**WORK INSTRUCTIONS:**
Begin with the line that contains "What React, TypeScript" and continue down through the line that contains "import React from"; reproduce those lines exactly and only those.

**PROVIDED RECORDS:**
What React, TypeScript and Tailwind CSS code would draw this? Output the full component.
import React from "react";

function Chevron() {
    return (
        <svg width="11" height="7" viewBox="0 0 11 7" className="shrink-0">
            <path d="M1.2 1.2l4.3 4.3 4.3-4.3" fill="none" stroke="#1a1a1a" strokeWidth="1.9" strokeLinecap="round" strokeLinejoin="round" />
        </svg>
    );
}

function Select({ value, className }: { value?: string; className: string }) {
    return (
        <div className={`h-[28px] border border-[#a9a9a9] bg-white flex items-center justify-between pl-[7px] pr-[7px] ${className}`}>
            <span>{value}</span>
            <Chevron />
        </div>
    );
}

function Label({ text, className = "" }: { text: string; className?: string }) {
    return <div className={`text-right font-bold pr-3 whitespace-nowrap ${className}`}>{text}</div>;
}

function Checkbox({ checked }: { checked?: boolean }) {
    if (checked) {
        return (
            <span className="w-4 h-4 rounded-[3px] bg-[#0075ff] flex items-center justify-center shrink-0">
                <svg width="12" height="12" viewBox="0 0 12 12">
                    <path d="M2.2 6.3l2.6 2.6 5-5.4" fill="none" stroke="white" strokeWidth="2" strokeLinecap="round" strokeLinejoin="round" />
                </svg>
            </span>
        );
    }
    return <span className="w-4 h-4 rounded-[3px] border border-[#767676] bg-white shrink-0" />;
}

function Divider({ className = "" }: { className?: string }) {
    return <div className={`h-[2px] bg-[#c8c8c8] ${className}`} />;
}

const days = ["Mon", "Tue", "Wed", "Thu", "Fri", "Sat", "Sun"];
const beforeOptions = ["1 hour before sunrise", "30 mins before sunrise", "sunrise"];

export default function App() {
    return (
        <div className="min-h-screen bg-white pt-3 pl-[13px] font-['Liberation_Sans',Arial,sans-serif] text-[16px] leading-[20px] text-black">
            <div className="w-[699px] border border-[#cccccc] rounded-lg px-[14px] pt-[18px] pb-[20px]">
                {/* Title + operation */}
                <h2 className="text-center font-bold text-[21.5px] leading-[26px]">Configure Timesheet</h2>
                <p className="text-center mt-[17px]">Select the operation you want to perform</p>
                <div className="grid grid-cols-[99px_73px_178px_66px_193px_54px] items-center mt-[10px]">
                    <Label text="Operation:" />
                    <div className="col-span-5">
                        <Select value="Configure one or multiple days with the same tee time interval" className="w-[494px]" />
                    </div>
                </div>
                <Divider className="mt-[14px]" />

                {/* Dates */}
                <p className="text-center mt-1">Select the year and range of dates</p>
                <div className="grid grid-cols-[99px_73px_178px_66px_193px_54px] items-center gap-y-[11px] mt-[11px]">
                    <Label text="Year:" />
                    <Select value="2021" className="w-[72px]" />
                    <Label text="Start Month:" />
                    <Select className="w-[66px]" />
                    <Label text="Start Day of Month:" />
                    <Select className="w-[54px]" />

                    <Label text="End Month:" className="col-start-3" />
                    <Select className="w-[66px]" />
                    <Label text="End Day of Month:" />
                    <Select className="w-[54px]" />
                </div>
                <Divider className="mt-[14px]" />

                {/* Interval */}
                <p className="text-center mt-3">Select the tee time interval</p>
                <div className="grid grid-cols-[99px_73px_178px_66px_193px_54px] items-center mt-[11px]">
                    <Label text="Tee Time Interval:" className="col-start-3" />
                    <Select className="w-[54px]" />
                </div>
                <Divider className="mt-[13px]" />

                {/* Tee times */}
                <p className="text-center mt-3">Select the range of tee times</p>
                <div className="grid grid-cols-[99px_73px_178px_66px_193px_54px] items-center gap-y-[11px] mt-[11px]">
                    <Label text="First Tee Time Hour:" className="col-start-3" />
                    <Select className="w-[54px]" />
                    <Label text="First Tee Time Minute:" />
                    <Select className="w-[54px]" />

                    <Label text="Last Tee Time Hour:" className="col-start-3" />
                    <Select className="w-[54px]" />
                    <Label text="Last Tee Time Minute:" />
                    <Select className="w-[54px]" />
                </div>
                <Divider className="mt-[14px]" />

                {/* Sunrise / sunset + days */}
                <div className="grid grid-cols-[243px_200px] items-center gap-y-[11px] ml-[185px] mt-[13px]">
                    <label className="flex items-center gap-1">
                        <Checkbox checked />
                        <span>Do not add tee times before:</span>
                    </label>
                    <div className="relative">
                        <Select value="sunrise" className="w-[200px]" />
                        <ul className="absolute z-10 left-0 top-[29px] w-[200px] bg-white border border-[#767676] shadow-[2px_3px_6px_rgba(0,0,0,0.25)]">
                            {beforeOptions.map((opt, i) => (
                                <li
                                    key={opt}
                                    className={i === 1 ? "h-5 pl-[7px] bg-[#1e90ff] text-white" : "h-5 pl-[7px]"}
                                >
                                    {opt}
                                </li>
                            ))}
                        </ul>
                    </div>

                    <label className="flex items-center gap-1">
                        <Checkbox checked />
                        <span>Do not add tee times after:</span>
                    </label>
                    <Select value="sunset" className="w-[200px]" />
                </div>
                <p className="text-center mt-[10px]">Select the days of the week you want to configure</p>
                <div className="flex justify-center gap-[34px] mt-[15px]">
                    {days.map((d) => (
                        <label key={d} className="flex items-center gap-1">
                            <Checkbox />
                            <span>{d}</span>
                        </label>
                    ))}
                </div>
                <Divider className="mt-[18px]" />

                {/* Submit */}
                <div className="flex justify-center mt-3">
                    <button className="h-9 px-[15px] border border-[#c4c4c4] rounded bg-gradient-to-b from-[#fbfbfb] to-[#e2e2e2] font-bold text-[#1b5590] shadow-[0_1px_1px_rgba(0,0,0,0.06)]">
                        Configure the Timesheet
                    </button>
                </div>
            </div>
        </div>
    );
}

---

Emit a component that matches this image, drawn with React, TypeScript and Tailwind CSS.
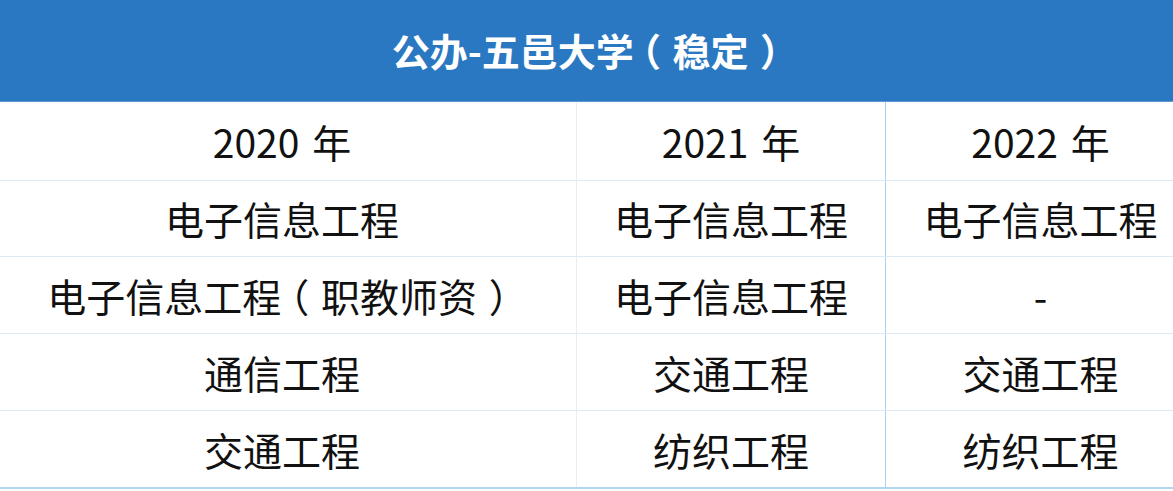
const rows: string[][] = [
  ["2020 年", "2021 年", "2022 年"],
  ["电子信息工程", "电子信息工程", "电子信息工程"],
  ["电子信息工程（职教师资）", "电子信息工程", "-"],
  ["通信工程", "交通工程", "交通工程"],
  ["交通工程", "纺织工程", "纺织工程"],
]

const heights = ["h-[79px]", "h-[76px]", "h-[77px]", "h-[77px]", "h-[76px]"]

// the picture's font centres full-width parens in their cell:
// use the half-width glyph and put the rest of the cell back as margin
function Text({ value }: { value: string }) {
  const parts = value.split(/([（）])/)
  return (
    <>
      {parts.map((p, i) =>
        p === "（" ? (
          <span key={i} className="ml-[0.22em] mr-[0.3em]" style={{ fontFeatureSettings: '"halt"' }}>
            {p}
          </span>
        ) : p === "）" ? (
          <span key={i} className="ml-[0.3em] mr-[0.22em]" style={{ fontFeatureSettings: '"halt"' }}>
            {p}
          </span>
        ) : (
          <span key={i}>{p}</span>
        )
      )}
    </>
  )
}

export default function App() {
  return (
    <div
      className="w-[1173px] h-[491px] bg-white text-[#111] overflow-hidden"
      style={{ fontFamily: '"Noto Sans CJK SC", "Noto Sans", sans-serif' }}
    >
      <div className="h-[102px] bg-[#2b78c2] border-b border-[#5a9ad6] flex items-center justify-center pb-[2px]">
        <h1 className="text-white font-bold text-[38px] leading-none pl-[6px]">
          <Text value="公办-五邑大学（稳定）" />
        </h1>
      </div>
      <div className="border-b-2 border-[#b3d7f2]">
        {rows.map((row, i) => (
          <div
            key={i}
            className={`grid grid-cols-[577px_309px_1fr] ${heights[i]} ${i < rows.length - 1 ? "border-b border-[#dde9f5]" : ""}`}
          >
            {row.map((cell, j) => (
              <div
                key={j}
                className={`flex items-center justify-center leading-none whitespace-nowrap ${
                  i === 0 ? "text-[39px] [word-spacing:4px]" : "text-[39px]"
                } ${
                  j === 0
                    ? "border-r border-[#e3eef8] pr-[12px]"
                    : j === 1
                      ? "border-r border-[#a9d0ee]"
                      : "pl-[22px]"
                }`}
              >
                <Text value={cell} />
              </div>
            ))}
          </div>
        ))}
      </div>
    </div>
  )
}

**EXERCISE RESULT:**
What React, TypeScript and Tailwind CSS code would draw this? Output the full component.
import React from "react";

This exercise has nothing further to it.